**Exercise aim**: Reproduce each line of the material exactly, minus any picture.

* * * * *

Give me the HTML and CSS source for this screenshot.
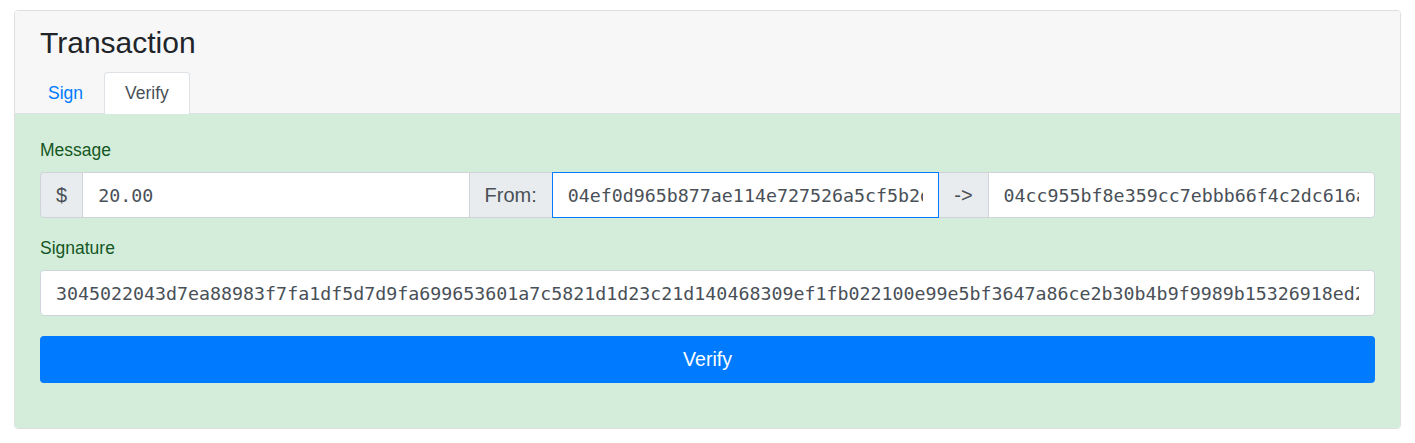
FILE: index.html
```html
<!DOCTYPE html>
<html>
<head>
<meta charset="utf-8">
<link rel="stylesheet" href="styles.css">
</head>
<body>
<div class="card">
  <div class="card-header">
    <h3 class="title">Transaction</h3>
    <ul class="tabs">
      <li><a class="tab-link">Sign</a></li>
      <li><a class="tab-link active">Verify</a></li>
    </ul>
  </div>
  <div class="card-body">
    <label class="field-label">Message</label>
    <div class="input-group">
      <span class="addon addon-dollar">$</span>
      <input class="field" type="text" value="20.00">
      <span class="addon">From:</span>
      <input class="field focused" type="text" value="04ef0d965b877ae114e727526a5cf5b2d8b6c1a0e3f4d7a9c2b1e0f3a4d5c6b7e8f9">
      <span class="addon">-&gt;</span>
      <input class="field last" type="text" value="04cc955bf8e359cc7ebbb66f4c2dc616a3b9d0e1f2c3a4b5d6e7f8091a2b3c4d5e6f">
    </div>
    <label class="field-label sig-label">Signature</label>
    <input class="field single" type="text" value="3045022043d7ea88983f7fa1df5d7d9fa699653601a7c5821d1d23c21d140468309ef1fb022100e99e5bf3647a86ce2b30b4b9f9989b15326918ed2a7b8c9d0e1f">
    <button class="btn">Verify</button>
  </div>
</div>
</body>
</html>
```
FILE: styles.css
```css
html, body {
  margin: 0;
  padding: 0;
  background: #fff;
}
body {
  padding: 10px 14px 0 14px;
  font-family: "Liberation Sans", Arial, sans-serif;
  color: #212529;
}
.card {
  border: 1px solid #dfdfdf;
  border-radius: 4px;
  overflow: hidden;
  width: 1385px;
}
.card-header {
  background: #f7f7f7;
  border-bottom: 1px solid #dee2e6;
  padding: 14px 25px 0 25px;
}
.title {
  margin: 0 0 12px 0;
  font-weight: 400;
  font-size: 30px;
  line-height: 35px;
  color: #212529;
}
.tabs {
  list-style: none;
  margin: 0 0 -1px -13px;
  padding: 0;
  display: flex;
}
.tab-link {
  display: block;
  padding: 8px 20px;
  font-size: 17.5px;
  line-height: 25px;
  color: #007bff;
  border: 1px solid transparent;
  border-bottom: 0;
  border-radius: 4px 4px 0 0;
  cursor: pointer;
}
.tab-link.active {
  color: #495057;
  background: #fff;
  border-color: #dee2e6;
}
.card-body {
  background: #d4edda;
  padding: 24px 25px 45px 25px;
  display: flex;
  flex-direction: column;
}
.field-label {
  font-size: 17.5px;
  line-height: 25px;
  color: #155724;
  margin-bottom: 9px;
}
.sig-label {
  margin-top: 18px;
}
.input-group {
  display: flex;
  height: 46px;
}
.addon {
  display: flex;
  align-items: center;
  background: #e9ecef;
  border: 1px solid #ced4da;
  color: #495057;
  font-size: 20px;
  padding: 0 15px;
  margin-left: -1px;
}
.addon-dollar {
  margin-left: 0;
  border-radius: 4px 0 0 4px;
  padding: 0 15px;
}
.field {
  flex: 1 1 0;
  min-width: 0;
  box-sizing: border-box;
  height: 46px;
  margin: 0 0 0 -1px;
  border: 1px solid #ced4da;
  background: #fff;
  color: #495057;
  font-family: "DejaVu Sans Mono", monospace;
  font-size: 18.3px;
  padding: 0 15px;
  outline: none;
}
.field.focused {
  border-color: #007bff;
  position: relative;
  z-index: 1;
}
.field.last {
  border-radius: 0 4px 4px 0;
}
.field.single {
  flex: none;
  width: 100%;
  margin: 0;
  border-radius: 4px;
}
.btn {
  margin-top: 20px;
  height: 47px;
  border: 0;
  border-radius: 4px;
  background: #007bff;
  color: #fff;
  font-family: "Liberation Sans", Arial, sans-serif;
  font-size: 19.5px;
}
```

* * * * *

**Complete output**:
Give me the HTML and CSS source for this screenshot.
FILE: index.html
```html
<!DOCTYPE html>
<html>
<head>
<meta charset="utf-8">
<link rel="stylesheet" href="styles.css">
</head>
<body>
<div class="card">
  <div class="card-header">
    <h3 class="title">Transaction</h3>
    <ul class="tabs">
      <li><a class="tab-link">Sign</a></li>
      <li><a class="tab-link active">Verify</a></li>
    </ul>
  </div>
  <div class="card-body">
    <label class="field-label">Message</label>
    <div class="input-group">
      <span class="addon addon-dollar">$</span>
      <input class="field" type="text" value="20.00">
      <span class="addon">From:</span>
      <input class="field focused" type="text" value="04ef0d965b877ae114e727526a5cf5b2d8b6c1a0e3f4d7a9c2b1e0f3a4d5c6b7e8f9">
      <span class="addon">-&gt;</span>
      <input class="field last" type="text" value="04cc955bf8e359cc7ebbb66f4c2dc616a3b9d0e1f2c3a4b5d6e7f8091a2b3c4d5e6f">
    </div>
    <label class="field-label sig-label">Signature</label>
    <input class="field single" type="text" value="3045022043d7ea88983f7fa1df5d7d9fa699653601a7c5821d1d23c21d140468309ef1fb022100e99e5bf3647a86ce2b30b4b9f9989b15326918ed2a7b8c9d0e1f">
    <button class="btn">Verify</button>
  </div>
</div>
</body>
</html>
```
FILE: styles.css
```css
html, body {
  margin: 0;
  padding: 0;
  background: #fff;
}
body {
  padding: 10px 14px 0 14px;
  font-family: "Liberation Sans", Arial, sans-serif;
  color: #212529;
}
.card {
  border: 1px solid #dfdfdf;
  border-radius: 4px;
  overflow: hidden;
  width: 1385px;
}
.card-header {
  background: #f7f7f7;
  border-bottom: 1px solid #dee2e6;
  padding: 14px 25px 0 25px;
}
.title {
  margin: 0 0 12px 0;
  font-weight: 400;
  font-size: 30px;
  line-height: 35px;
  color: #212529;
}
.tabs {
  list-style: none;
  margin: 0 0 -1px -13px;
  padding: 0;
  display: flex;
}
.tab-link {
  display: block;
  padding: 8px 20px;
  font-size: 17.5px;
  line-height: 25px;
  color: #007bff;
  border: 1px solid transparent;
  border-bottom: 0;
  border-radius: 4px 4px 0 0;
  cursor: pointer;
}
.tab-link.active {
  color: #495057;
  background: #fff;
  border-color: #dee2e6;
}
.card-body {
  background: #d4edda;
  padding: 24px 25px 45px 25px;
  display: flex;
  flex-direction: column;
}
.field-label {
  font-size: 17.5px;
  line-height: 25px;
  color: #155724;
  margin-bottom: 9px;
}
.sig-label {
  margin-top: 18px;
}
.input-group {
  display: flex;
  height: 46px;
}
.addon {
  display: flex;
  align-items: center;
  background: #e9ecef;
  border: 1px solid #ced4da;
  color: #495057;
  font-size: 20px;
  padding: 0 15px;
  margin-left: -1px;
}
.addon-dollar {
  margin-left: 0;
  border-radius: 4px 0 0 4px;
  padding: 0 15px;
}
.field {
  flex: 1 1 0;
  min-width: 0;
  box-sizing: border-box;
  height: 46px;
  margin: 0 0 0 -1px;
  border: 1px solid #ced4da;
  background: #fff;
  color: #495057;
  font-family: "DejaVu Sans Mono", monospace;
  font-size: 18.3px;
  padding: 0 15px;
  outline: none;
}
.field.focused {
  border-color: #007bff;
  position: relative;
  z-index: 1;
}
.field.last {
  border-radius: 0 4px 4px 0;
}
.field.single {
  flex: none;
  width: 100%;
  margin: 0;
  border-radius: 4px;
}
.btn {
  margin-top: 20px;
  height: 47px;
  border: 0;
  border-radius: 4px;
  background: #007bff;
  color: #fff;
  font-family: "Liberation Sans", Arial, sans-serif;
  font-size: 19.5px;
}
```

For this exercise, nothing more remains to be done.